The Chinese have only themselves to themselves blame for provoking Japan.
ACT
what i'm more concerned about is how the Chinese Communist Party is going to react to this, and by extension, the PLA. The biggest reason for this concern is that, put simply, the PRC cannot back down; it has fanned the flames of victimization-based and sovereignty-based ultra-nationalism since the 1989 Tiananmen Square Massacre to the point that viewpoints such as those presented by Vic and John Chan are no longer much of a minority, and as such it faces the demon that it created, a populace that calls for dramatic action in order to protect the PRC's implied sovereignty. The PRC is thus stuck between a rock and a hard place (pun unintended); use overwhelming force–diplomatic or military–to take this islands, which risks US intervention in a potential conflict and blacklisting the PRC as an international pariah, OR back down on the issue of the islands, and in the process see its legitimacy as the guarantor of the interests of the Chinese people all but scuttled…. so, as Vic once said, the onus of just what happens next is entirely up to the CPC and how it chooses to resolve this issue.
Leonard R.
The Senkakus are not America's fight. The Scarborough Shoal & the West Coast of the Philippines are America's fight, once Manila formally requests military assistance and invokes its standing under the MDT.
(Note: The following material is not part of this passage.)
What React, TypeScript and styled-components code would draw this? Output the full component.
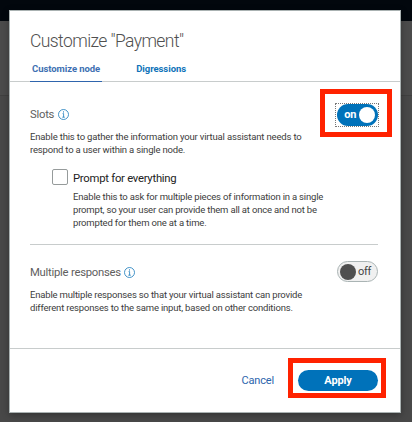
import React from 'react';
import styled, { createGlobalStyle } from 'styled-components';

const GlobalStyle = createGlobalStyle`
  * { box-sizing: border-box; }
  body {
    margin: 0;
    overflow: hidden;
    background: #4a4a4a;
    font-family: Roboto, "Liberation Sans", sans-serif;
  }
`;

const Page = styled.div`
  height: 422px;
  padding: 10px 11px 9px 9px;
  background: linear-gradient(#02070d 0 21px, #4b4b4b 21px 95px, #404040 95px 96px, #484848 96px);
`;

const Dialog = styled.section`
  position: relative;
  display: flex;
  flex-direction: column;
  width: 392px;
  height: 403px;
  border: 1px solid #aab2b2;
  background: #fff;
  box-shadow: 0 2px 7px rgba(0, 0, 0, 0.3);
`;

const Header = styled.header`
  height: 71px;
  padding: 18px 20px 0;
  border-bottom: 1px solid #c8cccc;
`;

const Title = styled.h1`
  margin: 0;
  font-size: 17.5px;
  font-weight: 300;
  line-height: 24px;
  letter-spacing: -0.58px;
  color: #505050;
`;

const Tabs = styled.nav`
  display: flex;
  gap: 32px;
  margin-top: 8px;
`;

const Tab = styled.button<{ $active?: boolean }>`
  height: 21px;
  padding: 0 2px 4px;
  border: 0;
  border-bottom: 1px solid ${(p) => (p.$active ? '#2f65ad' : 'transparent')};
  background: none;
  color: ${(p) => (p.$active ? '#3d70b2' : '#0f73b9')};
  font: 700 9.5px/16px Roboto, sans-serif;
  letter-spacing: -0.06px;
  white-space: nowrap;
`;

const Body = styled.main`
  flex: 1;
  padding: 21px 22px 0 20px;
`;

const Setting = styled.section`
  display: flex;
  justify-content: space-between;
`;

const SettingHeading = styled.h2`
  display: flex;
  align-items: center;
  gap: 3.5px;
  height: 20px;
  margin: 1px 0 6px;
  font-size: 11.3px;
  font-weight: 400;
  letter-spacing: -0.25px;
  color: #5e5e5e;
`;

const Text = styled.p`
  margin: 0;
  font-size: 9.5px;
  line-height: 13px;
  color: #3c3c3c;
`;

const Line = styled.span<{ $track?: number }>`
  display: block;
  white-space: nowrap;
  letter-spacing: ${(p) => p.$track ?? -0.18}px;
`;

const Option = styled.div`
  display: grid;
  grid-template-columns: 16px auto;
  column-gap: 5px;
  margin: 13px 0 0 22px;
`;

const Checkbox = styled.span`
  width: 16px;
  height: 16px;
  border: 1px solid #969b9b;
  border-radius: 2px;
`;

const OptionLabel = styled.label`
  height: 21px;
  font-size: 11.3px;
  line-height: 19px;
  letter-spacing: -0.26px;
  color: #222;
`;

const OptionText = styled(Text)`
  grid-column: 2;
`;

const Divider = styled.hr`
  height: 1px;
  margin: 15px 0 16px;
  border: 0;
  background: #c8cccc;
`;

const Switch = styled.button<{ $on?: boolean }>`
  display: flex;
  flex-direction: ${(p) => (p.$on ? 'row' : 'row-reverse')};
  align-items: center;
  justify-content: flex-end;
  gap: ${(p) => (p.$on ? 3 : 2)}px;
  width: 41px;
  height: ${(p) => (p.$on ? 22 : 21)}px;
  padding: 0 ${(p) => (p.$on ? 3 : 2)}px;
  border: ${(p) => (p.$on ? '0' : '1px solid #aab4b4')};
  border-radius: 11px;
  background: ${(p) => (p.$on ? '#0072ba' : '#f0f0f0')};
  color: ${(p) => (p.$on ? '#fff' : '#444')};
  font: ${(p) => (p.$on ? 700 : 400)} 11px/18px Roboto, sans-serif;
  letter-spacing: -0.35px;
`;

const OffSwitch = styled(Switch)`
  justify-content: flex-end;
`;

const FocusRing = styled.div`
  align-self: flex-start;
  width: 44px;
  height: 24px;
  margin-right: -1px;
  padding: 0 0 0 1px;
  border: 1px dotted #777;
`;

const Knob = styled.span<{ $on?: boolean }>`
  flex: none;
  width: 16px;
  height: 16px;
  border-radius: 50%;
  background: ${(p) => (p.$on ? '#fff' : '#4f4f4f')};
`;

const Footer = styled.footer`
  display: flex;
  justify-content: flex-end;
  gap: 24px;
  height: 64px;
  padding: 21px 22px 0;
  border-top: 1px solid #c8cccc;
`;

const Action = styled.button<{ $primary?: boolean }>`
  width: ${(p) => (p.$primary ? '80px' : 'auto')};
  height: 21px;
  padding: 0;
  border: 0;
  border-radius: 11px;
  background: ${(p) => (p.$primary ? '#0072ba' : 'none')};
  color: ${(p) => (p.$primary ? '#fff' : '#2b65ad')};
  font: ${(p) => (p.$primary ? 700 : 400)} 11px/21px Roboto, sans-serif;
  letter-spacing: -0.15px;
`;

const Highlight = styled.div<{ $x: number; $y: number; $w: number; $h: number }>`
  position: absolute;
  left: ${(p) => p.$x}px;
  top: ${(p) => p.$y}px;
  width: ${(p) => p.$w}px;
  height: ${(p) => p.$h}px;
  border: 5px solid #ff2200;
  pointer-events: none;
`;

const InfoIcon = () => (
  <svg width="11" height="11" viewBox="0 0 11 11" fill="none" stroke="#1779ba" strokeWidth="0.8">
    <circle cx="5.5" cy="5.5" r="5" />
    <path d="M4.6 4.6h1v3.6M4.3 8.2h2.5" />
    <path d="M5.5 2.4v1.1" strokeWidth="1" />
  </svg>
);

export default function App() {
  return (
    <>
      <GlobalStyle />
      <Page>
        <Dialog>
          <Header>
            <Title>Customize "Payment"</Title>
            <Tabs>
              <Tab $active>Customize node</Tab>
              <Tab>Digressions</Tab>
            </Tabs>
          </Header>
          <Body>
            <Setting>
              <div>
                <SettingHeading>
                  Slots <InfoIcon />
                </SettingHeading>
                <Text>
                  <Line $track={-0.165}>Enable this to gather the information your virtual assistant needs to</Line>
                  <Line>respond to a user within a single node.</Line>
                </Text>
              </div>
              <FocusRing>
                <Switch $on>
                  on
                  <Knob $on />
                </Switch>
              </FocusRing>
            </Setting>
            <Option>
              <Checkbox />
              <OptionLabel>Prompt for everything</OptionLabel>
              <OptionText>
                <Line $track={-0.19}>Enable this to ask for multiple pieces of information in a single</Line>
                <Line $track={-0.18}>prompt, so your user can provide them all at once and not be</Line>
                <Line>prompted for them one at a time.</Line>
              </OptionText>
            </Option>
            <Divider />
            <Setting>
              <div>
                <SettingHeading>
                  Multiple responses <InfoIcon />
                </SettingHeading>
                <Text>
                  <Line>Enable multiple responses so that your virtual assistant can provide</Line>
                  <Line>different responses to the same input, based on other conditions.</Line>
                </Text>
              </div>
              <OffSwitch>
                off
                <Knob />
              </OffSwitch>
            </Setting>
          </Body>
          <Footer>
            <Action>Cancel</Action>
            <Action $primary>Apply</Action>
          </Footer>
          <Highlight $x={310} $y={78} $w={72} $h={48} />
          <Highlight $x={278} $y={347} $w={98} $h={40} />
        </Dialog>
      </Page>
    </>
  );
}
I'm wondering if Tokyo's recent purchase from a private owner, is a first step toward ceding sovereignty over to either Taiwan or China? It couldn't very well do that if it didn't own the land. Purchasing the land would be a necessary first step before it could even negotiate sovereignty.
I see Tokyo's purchase as ambiguous at worst, and a positive step toward a resolution in the best-case scenario.